Tradition will not save us. We must save tradition. We do this by attaching it to a more adaptive social technology. This is the truth behind Vatican II.
We need cameras on priests recording every second of their lives. The discipline of celibacy can never be relaxed, because a family must be afforded some privacy.
Current Catholic myth and hagiography are counterproductive; they must be scrapped and rewritten. All saint stories are about one guy who’s holy and starts nagging all the other Catholics about their laxity. Or about fertile-aged women refusing to marry. Is there a single story about a band of heroic Catholic men standing together and prevailing or heroically falling? That’s what we need, to give people aspirations that don’t involve peacocking virtue at the expense of the tribe.
Most devotions and ascetic practices are too individualistic, encourage Catholics to imagine that they have some private account with God independent of the Church, making the latter disposable.
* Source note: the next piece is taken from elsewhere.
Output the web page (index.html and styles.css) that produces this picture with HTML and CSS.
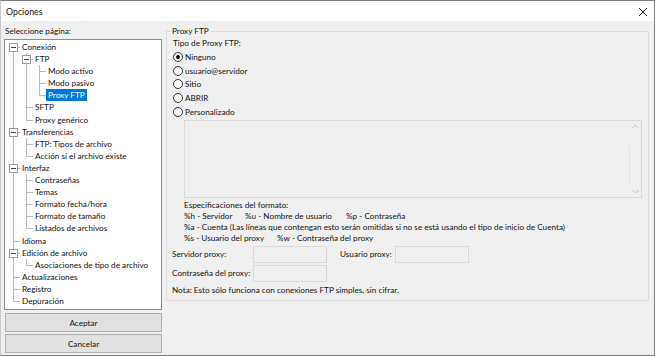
FILE: index.html
```html
<!DOCTYPE html>
<html>
<head>
  <title>Opciones</title>
  <link rel="stylesheet" href="styles.css">
</head>
<body>
  <div class="window">
    <div class="titlebar">
      <span class="title">Opciones</span>
      <svg class="close" width="10" height="10" viewBox="0 0 10 10">
        <path d="M1 1 L9 9 M9 1 L1 9" stroke="#222" stroke-width="1" fill="none"/>
      </svg>
    </div>

    <div class="content">
      <div class="left">
        <div class="caption">Seleccione página:</div>
        <div class="treebox">
          <ul class="tree">
            <li class="first"><span class="exp"></span>Conexión
              <ul>
                <li><span class="exp"></span>FTP
                  <ul>
                    <li>Modo activo</li>
                    <li>Modo pasivo</li>
                    <li class="last"><span class="sel">Proxy FTP</span></li>
                  </ul>
                </li>
                <li>SFTP</li>
                <li class="last">Proxy genérico</li>
              </ul>
            </li>
            <li><span class="exp"></span>Transferencias
              <ul>
                <li>FTP: Tipos de archivo</li>
                <li class="last">Acción si el archivo existe</li>
              </ul>
            </li>
            <li><span class="exp"></span>Interfaz
              <ul>
                <li>Contraseñas</li>
                <li>Temas</li>
                <li>Formato fecha/hora</li>
                <li>Formato de tamaño</li>
                <li class="last">Listados de archivos</li>
              </ul>
            </li>
            <li>Idioma</li>
            <li><span class="exp"></span>Edición de archivo
              <ul>
                <li class="last">Asociaciones de tipo de archivo</li>
              </ul>
            </li>
            <li>Actualizaciones</li>
            <li>Registro</li>
            <li class="last">Depuración</li>
          </ul>
        </div>
        <button class="btn">Aceptar</button>
        <button class="btn btn-second">Cancelar</button>
      </div>

      <fieldset class="group">
        <legend>Proxy FTP</legend>
        <div class="line">Tipo de Proxy FTP:</div>
        <div class="radios">
          <label class="radio"><span class="dot checked"></span>Ninguno</label>
          <label class="radio"><span class="dot"></span>usuario@servidor</label>
          <label class="radio"><span class="dot"></span>Sitio</label>
          <label class="radio"><span class="dot"></span>ABRIR</label>
          <label class="radio"><span class="dot"></span>Personalizado</label>
        </div>
        <div class="textarea">
          <div class="scrollbar">
            <svg width="7" height="5" viewBox="0 0 7 5"><path d="M0.5 4 L3.5 1 L6.5 4" stroke="#c4c4c4" fill="none"/></svg>
            <span class="track"></span>
            <svg width="7" height="5" viewBox="0 0 7 5"><path d="M0.5 1 L3.5 4 L6.5 1" stroke="#c4c4c4" fill="none"/></svg>
          </div>
        </div>
        <div class="specs">
          <div>Especificaciones del formato:</div>
          <div><span class="c1">%h - Servidor</span><span class="c2">%u - Nombre de usuario</span>%p - Contraseña</div>
          <div>%a - Cuenta (Las líneas que contengan esto serán omitidas si no se está usando el tipo de inicio de Cuenta)</div>
          <div><span class="c3">%s - Usuario del proxy</span>%w - Contraseña del proxy</div>
        </div>
        <div class="fields">
          <span>Servidor proxy:</span>
          <span class="input"></span>
          <span class="gap">Usuario proxy:</span>
          <span class="input"></span>
          <span>Contraseña del proxy:</span>
          <span class="input"></span>
        </div>
        <div class="line note">Nota: Esto sólo funciona con conexiones FTP simples, sin cifrar.</div>
      </fieldset>
    </div>
  </div>
</body>
</html>
```

FILE: styles.css
```css
body {
  margin: 0;
  font-family: Lato, "Noto Sans", sans-serif;
  font-size: 8.2px;
  color: #111;
}

.window {
  width: 655px;
  height: 356px;
  box-sizing: border-box;
  border: 1px solid #7c7c7c;
  border-left-color: #c8c8c8;
  background: #f0f0f0;
  display: flex;
  flex-direction: column;
}

.titlebar {
  height: 20px;
  background: #fff;
  display: flex;
  align-items: center;
  justify-content: space-between;
  padding: 0 6px 0 5px;
  flex-shrink: 0;
}

.title {
  font-size: 8.8px;
}

.close {
  margin-top: 1px;
}

.content {
  display: flex;
  gap: 4px;
  padding: 4px 5px 0 3px;
}

.left {
  width: 158px;
  display: flex;
  flex-direction: column;
}

.caption {
  line-height: 12px;
  margin-left: 1px;
  margin-bottom: 2px;
}

.treebox {
  height: 271px;
  box-sizing: border-box;
  background: #fff;
  border: 1px solid #8c8c8c;
  padding-top: 1px;
  overflow: hidden;
}

/* tree view */
.tree,
.tree ul {
  list-style: none;
  margin: 0;
  padding: 0;
}

.tree ul {
  margin-left: -4px;
}

.tree li {
  position: relative;
  padding-left: 17px;
  line-height: 12.1px;
  white-space: nowrap;
}

.tree li::before {
  content: "";
  position: absolute;
  left: 8px;
  top: 6px;
  width: 7px;
  border-top: 1px solid #b9b9b9;
}

.tree li::after {
  content: "";
  position: absolute;
  left: 8px;
  top: 0;
  bottom: 0;
  border-left: 1px solid #b9b9b9;
}

.tree li.first::after {
  top: 6px;
}

.tree li.last::after {
  bottom: auto;
  height: 6px;
}

.exp {
  position: absolute;
  left: 4px;
  top: 2px;
  width: 7px;
  height: 7px;
  border: 1px solid #9a9a9a;
  background: #fff;
  z-index: 1;
}

.exp::after {
  content: "";
  position: absolute;
  left: 1px;
  top: 3px;
  width: 5px;
  border-top: 1px solid #444;
}

.sel {
  background: #0078d7;
  color: #fff;
  padding: 0 2px;
  margin-left: -2px;
  display: inline-block;
}

.btn {
  height: 19px;
  margin: 3px 0 0 1px;
  width: 157px;
  font-family: inherit;
  font-size: 8.2px;
  color: #111;
  background: #e1e1e1;
  border: 1px solid #adadad;
  padding: 0;
}

.btn-second {
  margin-top: 2px;
}

/* right group box */
.group {
  flex: 1;
  height: 276px;
  box-sizing: border-box;
  margin: 0;
  border: 1px solid #dcdcdc;
  padding: 0 6px;
}

.group legend {
  padding: 0 1px;
  margin-left: -2px;
  line-height: 12px;
}

.line {
  line-height: 12px;
}

.radios {
  margin-top: 1px;
}

.radio {
  display: flex;
  align-items: center;
  height: 13.75px;
}

.dot {
  width: 8px;
  height: 8px;
  border: 1px solid #333;
  border-radius: 50%;
  background: #fff;
  margin-right: 2px;
  position: relative;
}

.dot.checked::after {
  content: "";
  position: absolute;
  left: 2px;
  top: 2px;
  width: 4px;
  height: 4px;
  border-radius: 50%;
  background: #000;
}

.textarea {
  margin: 1px 0 0 11px;
  height: 78px;
  box-sizing: border-box;
  border: 1px solid #dadada;
  display: flex;
  justify-content: flex-end;
}

.scrollbar {
  width: 12px;
  display: flex;
  flex-direction: column;
  align-items: center;
  justify-content: space-between;
  padding: 3px 0;
}

.track {
  flex: 1;
  margin: 17px 0 4px;
  border-left: 1px solid #e3e3e3;
  align-self: flex-start;
}

.specs {
  margin: 2px 0 0 11px;
  line-height: 11px;
  white-space: nowrap;
}

.c1 {
  display: inline-block;
  width: 61px;
}

.c2 {
  display: inline-block;
  width: 101px;
}

.c3 {
  display: inline-block;
  width: 93px;
}

.fields {
  display: grid;
  grid-template-columns: 81px 74px 68px 74px;
  row-gap: 2px;
  align-items: center;
  margin-top: 2px;
  margin-left: -1px;
  white-space: nowrap;
}

.fields .gap {
  padding-left: 13px;
}

.fields .input {
  height: 17px;
  box-sizing: border-box;
  border: 1px solid #d9d9d9;
  background: #f0f0f0;
}

.note {
  margin-top: 2px;
  margin-left: -1px;
}
```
If Catholics want to punish themselves, they should do it in a productive way, like the Protestants do, by throwing themselves into career advancement or charity, thus enhancing their social status and accruing glory to the Catholic Church.
We should each ask ourselves at the end of each week, “What have I done this week to enhance the power and glory of the Catholic Church?”
Am I an asset to the Church or a liability? Avoiding sin is not enough (not that any of us manage even that). I may still be confirming infidels in their belief that Catholics are lazy and stupid. Because I am an embarrassment to the Church, I should keep a low profile.
One should make sure that whenever possible the Church gets credit for our charitable donations.
We must be like all other peoples and devote the indoctrination of our young primarily toward belief in the superiority of Catholics to non-Catholics, and hatred of the latter, and only secondarily to theological concerns.
This is not hard. The secular world truly is despicable–a cesspool of murder, debauchery, and hypocrisy. Our superiority is obvious.
Always remember: when they attack the Church, attack the clergy, they are attacking you (rather, the part of you that is more important than your individual self).
The clergy are stationary targets, “sitting ducks”. We need a complementary elite, intellectual rather than sacerdotal, trained to attack. An analog of the secular world’s journalists and public intellectuals.
A Jew who loses his faith often retains his loyalty to his people. A Catholic who loses his faith immediately makes himself an enemy of the Church. Why do you think this is? Are our people so much less lovable than theirs?
We need some kind of derogatory attitude for unbelievers, something like “infidel” except that this word often connotes a formidable, worthy adversary. We need something that invokes distaste, contempt. A number of ethnic slurs provide good models.
Ours is an incarnate God. He puts His fortunes in our hands. God = Christ = Christ’s body = the Catholic Church.
Saint Paul regards it as shameful for Christians to sue each other in secular court. He was right.
There is a bright side to the tendency of Catholics to become de facto universalists. If everyone goes to heaven, then the personal afterlife is not worth thinking about. The future survival of the tribe is the afterlife we must earnestly seek.
Anti-clericalism is worse than pornography. I have deleted my blogroll.